El nuevo libro de Permanyer huele: a perfume caro, buen café y bollería recién horneada
El libro de Permanyer huele: a perfume caro, buen café y bollería recién horneada. A habanos y licores, tapices y maderas, camisas almidonadas y sedas finas. A gasolina y a villeggiature interminables. Huele a espacios abiertos y saneados tras el flatulento estallido de las murallas en 1854. Huele, cómo no, a dinero fresco: la rápida colonización del far-west de promisión se produce en un momento de euforia, con las máquinas echando humo en las industrias (el año que viene se cumple el 150º aniversario del plan de Cerdà, evento sobre el que dentro de unas semanas aparecerá otro libro de Permanyer).
-Dice que el modernismo fue un renacimiento.
-Fuera de tiempo, pero lo fue. Afectó a todo, desde la arquitectura hasta la joyería pasando por el diseño de muebles, y tuvo su sustrato en un nacionalismo ético y político que, por una vez y sin que sirva de precedente, no fue baix de sostre. En ningún otro lugar se da una concentración mayor de modernismo que en la derecha del Eixample.
-Con algunos tropiezos. Cuenta usted que los vecinos denunciaron a la casa Milà porque, según ellos, la fealdad del edificio les hundía el valor del palmo cuadrado construido.
-A partir de su primer trazado, de 1827, el paseo de Gràcia se convirtió en el lugar para observar la suntuosidad del vecino y compararla con la propia. De ahí el rápido éxito de los comercios, las terrazas y otros lugares de ocio. Hasta aquel momento, el único escenario había sido La Rambla. Fue un cambio de perspectiva trascendental.
-¿Qué le dio a esa generación para ponerse a ostentar hasta tal punto?
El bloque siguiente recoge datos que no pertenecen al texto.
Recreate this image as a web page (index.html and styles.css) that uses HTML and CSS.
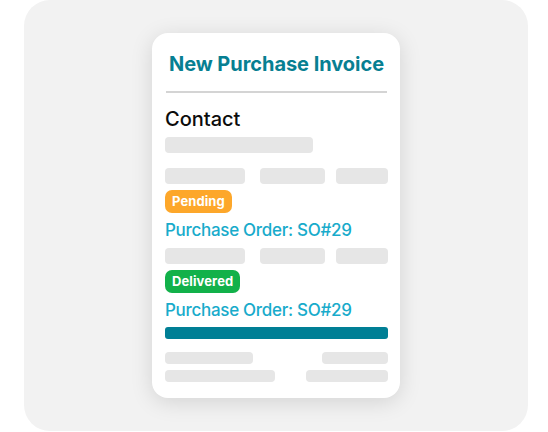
FILE: index.html
```html
<!DOCTYPE html>
<html>
<head>
<meta charset="utf-8">
<link rel="stylesheet" href="styles.css">
</head>
<body>
<div class="panel">
  <div class="card">
    <h1 class="title">New Purchase Invoice</h1>
    <div class="divider"></div>
    <div class="label">Contact</div>
    <div class="skel skel-contact"></div>
    <div class="row3 row-a">
      <div class="skel w80"></div>
      <div class="skel w65"></div>
      <div class="skel w52"></div>
    </div>
    <div class="badge pending">Pending</div>
    <div class="order">Purchase Order: SO#29</div>
    <div class="row3 row-b">
      <div class="skel w80"></div>
      <div class="skel w65"></div>
      <div class="skel w52"></div>
    </div>
    <div class="badge delivered">Delivered</div>
    <div class="order order-b">Purchase Order: SO#29</div>
    <div class="progress"></div>
    <div class="split split-a">
      <div class="skel thin w88"></div>
      <div class="skel thin w66"></div>
    </div>
    <div class="split split-b">
      <div class="skel thin w110"></div>
      <div class="skel thin w82"></div>
    </div>
  </div>
</div>
</body>
</html>
```
FILE: styles.css
```css
* { box-sizing: border-box; }
html, body { margin: 0; padding: 0; background: #ffffff; }
body {
  width: 548px;
  height: 432px;
  overflow: hidden;
  font-family: Inter, "Liberation Sans", sans-serif;
}
.panel {
  margin-left: 24px;
  width: 504px;
  height: 431px;
  background: #f2f2f2;
  border-radius: 26px;
  display: flex;
  justify-content: center;
  align-items: flex-start;
}
.card {
  margin-top: 33px;
  width: 248px;
  height: 365px;
  background: #ffffff;
  border-radius: 16px;
  box-shadow: 0 4px 22px rgba(0, 0, 0, 0.13);
  padding: 19px 12px 0 13px;
  display: flex;
  flex-direction: column;
}
.title {
  margin: 0;
  font-size: 20px;
  line-height: 24px;
  font-weight: 700;
  color: #077f92;
  text-align: center;
  letter-spacing: -0.05px;
}
.divider {
  margin: 15px 1px 0 1px;
  height: 2px;
  background: #d4d4d4;
}
.label {
  margin-top: 14px;
  font-size: 20px;
  line-height: 24px;
  font-weight: 500;
  color: #0c0c0c;
}
.skel {
  background: #e6e6e6;
  border-radius: 4px;
  height: 16px;
}
.skel.thin { height: 12px; }
.skel-contact { margin-top: 6px; width: 148px; }
.row3 { display: flex; }
.row3 .w80 { width: 80px; }
.row3 .w65 { width: 65px; margin-left: 15px; }
.row3 .w52 { width: 52px; margin-left: 11px; }
.row-a { margin-top: 15px; }
.row-b { margin-top: 7px; }
.badge {
  align-self: flex-start;
  margin-top: 6px;
  height: 23px;
  line-height: 23px;
  padding: 0 7px;
  border-radius: 7px;
  color: #ffffff;
  font-size: 13px;
  font-weight: 700;
  letter-spacing: 0.1px;
}
.pending { background: #fda72a; }
.delivered { background: #12b14a; }
.order {
  margin-top: 6px;
  font-size: 17px;
  line-height: 22px;
  font-weight: 500;
  color: #18abcb;
  letter-spacing: -0.3px;
}
.order-b { margin-top: 6px; }
.progress {
  margin-top: 6px;
  height: 12px;
  background: #007f95;
  border-radius: 3px;
}
.split { display: flex; justify-content: space-between; }
.split-a { margin-top: 13px; }
.split-b { margin-top: 6px; }
.w88 { width: 88px; }
.w66 { width: 66px; }
.w110 { width: 110px; }
.w82 { width: 82px; }
```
-Un espíritu de competición entre constructores. Fíjese en la Casa de les Punxes
[la entrevista tiene lugar en el Bauma]. Es la única a cuatro vientos de todo el Eixample. El propietario pidió a Puig i Cadaflach que fueran tres inmuebles distintos, con escaleras independientes. Tenía tres hijas y había que repartir el patrimonio.
-Un castillo de Ludwig en plena Diagonal.
-Sí. Sobre el reloj de sol de la fachada está escrito: "Sant patró de Catalunya torneu-nos la llibertat", lema que excitó sobremanera a Lerroux, que le dedicó unos artículos delirantes.
-Pero, aparte de la política, se construyó una nueva forma de vida.
-El deporte, de influencia anglosajona (el diseño industrial fue de inspiración francesa), tuvo mucho que ver. Se instauró una forma de vida saludable. Mi padre boxeaba, frecuentaba el gimnasio y me envió a estudiar a un college neogótico de la Bonanova, como lo eran también los Jesuitas y el de Jesús y María.
-Su padre practicaba las tres maneras barcelonesas de descubrirse.
-Correspondían a las tres categorías de relación: amigos, conocidos y saludados. Un arte.
-¿Soporta mal la globalización esta ciudad?
-No creo, puede suponerle un segundo nacimiento. Desde el punto de vista de la forma de Barcelona, hay tres momentos urbanísticos principales: la demolición de la segunda muralla en el siglo XIV, el Eixample y la reforma olímpica. Pero esta última es otra historia.